HISTART 290/HISTORY 280U/MELC 223
Sensations: Cultural Histories of the Senses in the Ancient Mediterranean World
Diliana Angelova, Benjamin Porter
Thursdays, 9 am–12 pm, Doe Library 425
Class #: 19462 (HISTART 290); 32493 (HISTORY 280U); 32371 (MELC 223)
This graduate seminar draws on the recent analytical turn toward the senses to investigate the different ways in which Ancient Mediterranean societies experienced their material worlds. It examines senses-centered scholarship that engages visual, textual, and archaeological records, ranging from the first millennium BCE to the middle ages, as well as theoretical works that articulate the cultural and historical discourses that shape perception. Sample topics include: the meaning of color in Ancient Mesopotamia, the sound of Hagia Sophia, fragrance in religious ritual, vision and visuality. Graduate students from all departments and programs are welcome.

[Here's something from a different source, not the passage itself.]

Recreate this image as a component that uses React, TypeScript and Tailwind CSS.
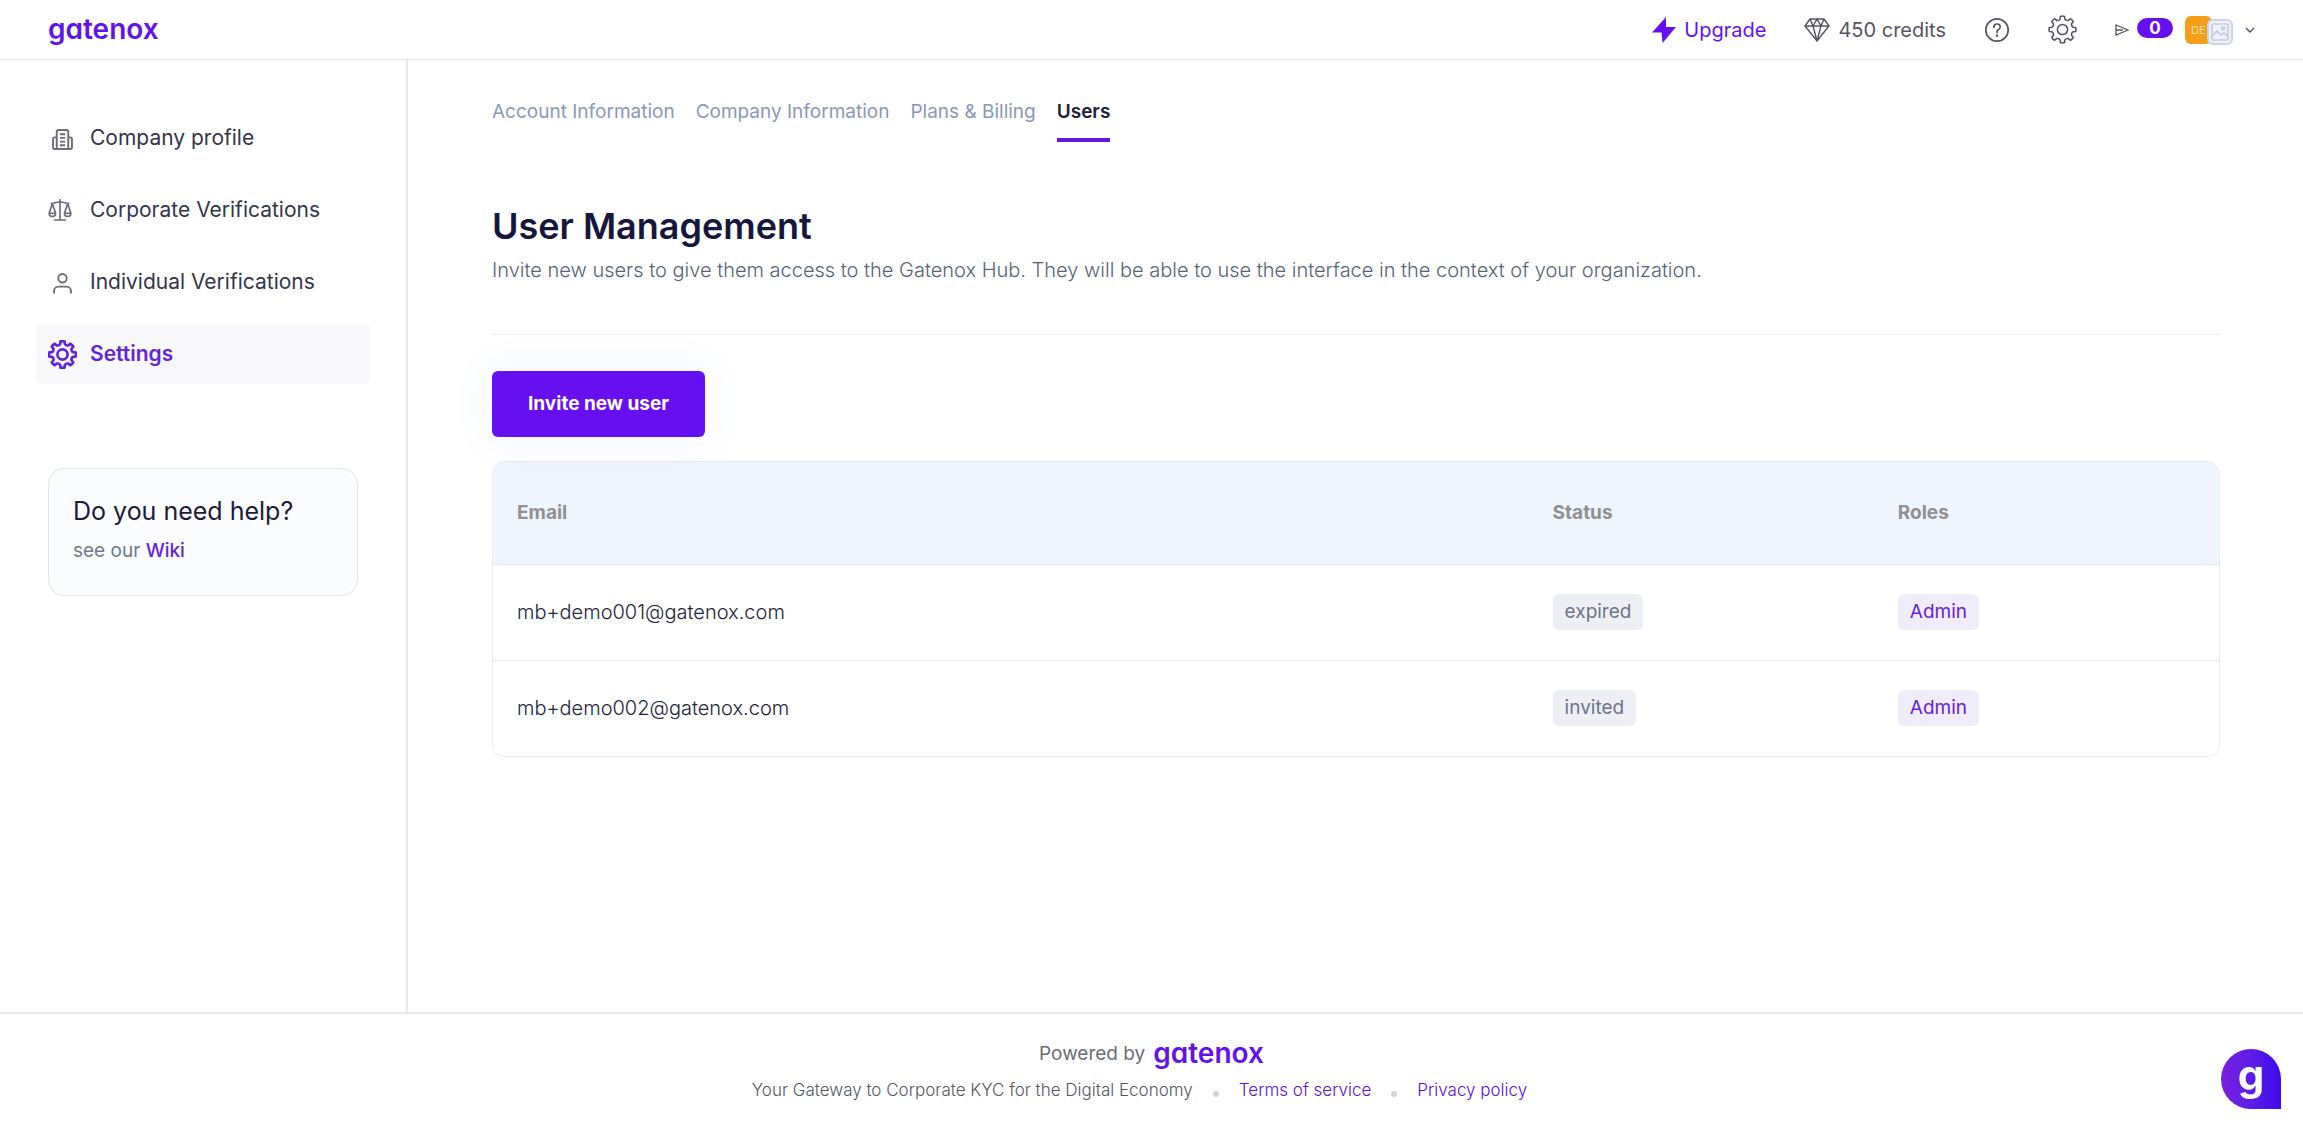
import React from "react";

function Wordmark() {
  return <span className="pb-[2px] text-[28px] leading-9 font-semibold text-[#6113ea] [font-feature-settings:'cv11']">gatenox</span>;
}

function Gear({ className, width }: { className: string; width: number }) {
  const pts: string[] = [];
  for (let i = 0; i < 8; i++) {
    const at = (r: number, deg: number) => {
      const a = ((i * 45 + deg) * Math.PI) / 180;
      return (12 + r * Math.sin(a)).toFixed(2) + " " + (12 - r * Math.cos(a)).toFixed(2);
    };
    pts.push((i === 0 ? "M" : "L") + at(9, -12) + "L" + at(11, -9) + "Q" + at(11.4, 0) + " " + at(11, 9) + "L" + at(9, 12) + "Q" + at(7.6, 22.5) + " " + at(9, 33));
  }
  return (
    <svg viewBox="0 0 24 24" className={className} fill="none" stroke="currentColor" strokeWidth={width} strokeLinejoin="round" aria-hidden="true">
      <path d={pts.join("") + "Z"} />
      <circle cx="12" cy="12" r="4.2" />
    </svg>
  );
}

function Building() {
  return (
    <svg viewBox="0 0 20 20" className="mt-[2px] ml-1 size-[21px]" fill="none" stroke="currentColor" strokeWidth="1.8" strokeLinejoin="round" aria-hidden="true">
      <path d="M4.500 19V2.500A1.500 1.500 0 0 1 6 1h8a1.500 1.500 0 0 1 1.500 1.500V19M4.500 8H2.500A1.500 1.500 0 0 0 1 9.500v8A1.500 1.500 0 0 0 2.500 19h15a1.500 1.500 0 0 0 1.500-1.500v-8A1.500 1.500 0 0 0 17.500 8h-2" />
      <path d="M7.500 5h5M7.500 8.500h5M7.500 12h5M7.500 15.500h5" />
    </svg>
  );
}

function Scales() {
  return (
    <svg viewBox="0 0 22 20" className="h-[22px] w-6" fill="none" stroke="currentColor" strokeWidth="1.5" strokeLinejoin="round" strokeLinecap="round" aria-hidden="true">
      <path d="M11 0.700V19M6 19.200h10M3 4l8-1.500L19 4M4 4.200L1 13M4 4.200L7 13M18 4.200L15 13M18 4.200L21 13M1 13q0 3 3 3t3-3zM15 13q0 3 3 3t3-3z" />
    </svg>
  );
}

function Person() {
  return (
    <svg viewBox="0 0 20 20" className="mt-[2px] ml-1 size-[21px]" fill="none" stroke="currentColor" strokeWidth="1.8" aria-hidden="true">
      <circle cx="10" cy="5" r="4" />
      <path d="M2 19.500V17a4 4 0 0 1 4-4h8a4 4 0 0 1 4 4v2.500" />
    </svg>
  );
}

function Header() {
  return (
    <header className="flex h-[60px] items-center justify-between border-b border-[#e5e5e5] pr-12 pl-12">
      <a href="#home" aria-label="gatenox" className="flex items-center"><Wordmark /></a>
      <div className="flex items-center text-[20px] leading-7 text-[#555564]">
        <a href="#upgrade" className="flex items-center gap-2 text-[#6610f2]">
          <svg viewBox="0 0 24 26" className="h-[26px] w-6" fill="currentColor" aria-hidden="true"><path d="M14 0L0 15.500h9.500L10.500 26L24 10H14z" /></svg>
          <span>Upgrade</span>
        </a>
        <a href="#credits" className="ml-[38px] flex items-center gap-2">
          <svg viewBox="0 0 26 24" className="h-6 w-[26px]" fill="none" stroke="currentColor" strokeWidth="1.4" strokeLinejoin="round" aria-hidden="true"><path d="M6 1h14l5 7-12 15L1 8zM1 8h24M9 8l4 15 4-15M6 1l3 7 4-7 4 7 3-7" /></svg>
          <span>450 credits</span>
        </a>
        <button aria-label="Help" className="ml-[38px]">
          <svg viewBox="0 0 26 26" className="size-[26px]" fill="none" stroke="currentColor" strokeWidth="1.700" strokeLinecap="round" aria-hidden="true"><circle cx="13" cy="13" r="11.200" /><path d="M9.800 10.200q0-3.200 3.200-3.200t3.200 3q0 1.500-1.700 2.500T13 15.500" /><circle cx="13" cy="18.700" r="0.500" /></svg>
        </button>
        <button aria-label="Settings" className="ml-[38px]"><Gear className="size-[29px]" width={1.3} /></button>
        <button aria-label="Notifications" className="ml-[38px] flex items-center gap-2">
          <svg viewBox="0 0 14 12" className="h-3 w-[14px]" fill="none" stroke="currentColor" strokeWidth="1.300" aria-hidden="true"><path d="M1 1l12 5-12 5zM1 6h7" /></svg>
          <span className="mb-1 flex h-5 w-9 items-center justify-center rounded-full bg-[#6610f2] text-[17px] leading-5 font-bold text-white">0</span>
        </button>
        <button aria-label="Account" className="ml-3 flex items-center">
          <span className="flex h-7 w-[27px] items-center rounded-md bg-[#f59e17] pl-[6px] text-[11px] leading-4 text-[#fbdca4]">DE</span>
          <span className="mt-1 -ml-[5px] flex size-[26px] items-center justify-center rounded-md border-2 border-[#cdd3e2] bg-[#eef1f8] text-[#c3cbdd]">
            <svg viewBox="0 0 18 18" className="size-[18px]" fill="none" stroke="currentColor" strokeWidth="1.600" aria-hidden="true"><rect x="1" y="1" width="16" height="16" rx="1" /><path d="M1 13l5-5 4 4 3-2 4 3" /><circle cx="12" cy="5.500" r="1.500" /></svg>
          </span>
          <svg viewBox="0 0 10 6" className="ml-3 h-[6px] w-[10px]" fill="none" stroke="currentColor" strokeWidth="1.400" aria-hidden="true"><path d="M1 1l4 4 4-4" /></svg>
        </button>
      </div>
    </header>
  );
}

const NAV = [
  { label: "Company profile", icon: <Building /> },
  { label: "Corporate Verifications", icon: <Scales /> },
  { label: "Individual Verifications", icon: <Person /> },
];

function Sidebar() {
  return (
    <aside className="w-[408px] shrink-0 border-r-2 border-[#e8e8ea] px-9 pt-12">
      <nav className="flex flex-col gap-3 text-[21px] leading-7 text-[#33364a]">
        {NAV.map((n) => (
          <a key={n.label} href="#nav" className="flex h-[60px] items-center px-3">
            <span className="flex w-[42px] text-[#6b6b7a]">{n.icon}</span>
            <span>{n.label}</span>
          </a>
        ))}
        <a href="#settings" aria-current="page" className="flex h-[60px] items-center rounded-md bg-[#f8f8fb] px-3 font-semibold text-[#6324d6]">
          <span className="flex w-[42px]"><Gear className="size-[29px]" width={2.2} /></span>
          <span>Settings</span>
        </a>
      </nav>
      <section className="mx-3 mt-[84px] rounded-2xl border border-[#e4e4ea] bg-[#fbfcfe] px-6 pt-6 pb-7">
        <h2 className="text-[25px] leading-9 text-[#1c1b3a]">Do you need help?</h2>
        <p className="mt-[6px] text-[19px] leading-8 text-[#727a89]">see our <a href="#wiki" className="font-medium text-[#6324d6]">Wiki</a></p>
      </section>
    </aside>
  );
}

const USERS = [
  { email: "mb+demo001@gatenox.com", status: "expired", role: "Admin" },
  { email: "mb+demo002@gatenox.com", status: "invited", role: "Admin" },
];

function Main() {
  return (
    <main className="min-w-0 flex-1 pr-[83px] pl-[84px]">
      <nav className="flex gap-[21px] pt-9 text-[19px] leading-8 text-[#8b98b4]">
        <a href="#account">Account Information</a>
        <a href="#company">Company Information</a>
        <a href="#plans">Plans &amp; Billing</a>
        <a href="#users" aria-current="page" className="border-b-4 border-[#6019d8] pb-[10px] font-semibold text-[#22203c]">Users</a>
      </nav>
      <div className="border-b border-[#eef0f3] pt-[60px] pb-12">
        <h1 className="text-[36px] leading-12 font-semibold text-[#16173d]">User Management</h1>
        <p className="mt-1 text-[20px] leading-8 font-light text-[#586474]">Invite new users to give them access to the Gatenox Hub. They will be able to use the interface in the context of your organization.</p>
      </div>
      <button className="mt-9 h-[66px] rounded-md bg-[#6610f2] px-9 text-[19px] leading-7 font-bold text-white shadow-[0_0_40px_rgba(82,130,220,0.10)]">Invite new user</button>
      <div className="mt-6 overflow-hidden rounded-xl border border-[#e9ecef]">
        <table className="w-full table-fixed text-left text-[19px] leading-7 text-[#3f4254]">
          <thead className="bg-[#eff5fc] text-[#8e9093]">
            <tr className="h-[102px] border-b border-[#e9ecef]">
              <th scope="col" className="w-3/5 px-6 font-bold">Email</th>
              <th scope="col" className="w-1/5 px-6 font-bold">Status</th>
              <th scope="col" className="w-1/5 px-6 font-bold">Roles</th>
            </tr>
          </thead>
          <tbody>
            {USERS.map((u) => (
              <tr key={u.email} className="h-24 border-b border-[#ececee] last:border-b-0">
                <td className="px-6 text-[20px] font-light text-[#23263a]">{u.email}</td>
                <td className="px-6"><span className="inline-block rounded-md bg-[#eeeff4] px-3 py-1 text-[#6c7589]">{u.status}</span></td>
                <td className="px-6"><span className="inline-block rounded-md bg-[#f1ecfa] px-3 py-1 text-[#6324d6]">{u.role}</span></td>
              </tr>
            ))}
          </tbody>
        </table>
      </div>
    </main>
  );
}

function Dot() {
  return <span className="mx-5 mt-2 size-[6px] rounded-full bg-[#d3d3d8]" />;
}

function Footer() {
  return (
    <footer className="flex h-[119px] flex-col items-center border-t-2 border-[#e8e8ea] pt-[22px] text-[#6b6d75]">
      <p className="flex h-9 items-center gap-2 text-[19px] leading-9">Powered by <Wordmark /></p>
      <p className="mr-6 flex items-center text-[17px] leading-9 font-light text-[#55575f]">
        Your Gateway to Corporate KYC for the Digital Economy
        <Dot />
        <a href="#terms" className="text-[#5a10d6]">Terms of service</a>
        <Dot />
        <a href="#privacy" className="text-[#5a10d6]">Privacy policy</a>
      </p>
    </footer>
  );
}

export default function App() {
  return (
    <div className="flex min-h-screen flex-col bg-white font-['Inter',sans-serif]">
      <Header />
      <div className="flex flex-1">
        <Sidebar />
        <Main />
      </div>
      <Footer />
      <button aria-label="Open chat" className="fixed right-[22px] bottom-[22px] flex size-[60px] items-center justify-center rounded-full rounded-br-sm bg-linear-to-r from-[#7a1fe0] to-[#3d08ee] pb-2 text-[42px] leading-none font-bold text-white">g</button>
    </div>
  );
}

Public Health and Spirituality
Douglas W Oman
Wednesdays, 12–2 pm, Berkeley Way West 1207
Class #: 23378
This course presents a brief introduction to the emerging field of spirituality and health. We examine scholarly and scientific views of links between spirituality, religion, and health. Topics include highlights and overviews of the rapidly emerging scientific evidence base, public health relevance, collaborations with faith-based organizations, and other practical applications.
Death and Dying
Eveline S Chang
Mondays, 10 am–12 pm, Haviland 4
Course #: 23625
This course explores death and dying from a variety of perspectives: psychological, philosophical, cultural, spiritual, and phenomenological. Emphasis is placed on understanding the experiences of dying persons and their loved ones, as well as the interplay between the process of dying and the process of living. Implications for social work interventions are discussed. This course is both academic and experiential, relying on a wide variety of materials: autobiography, fiction, scholarly and theoretical writings, case examples, films, poetry, and guest lectures.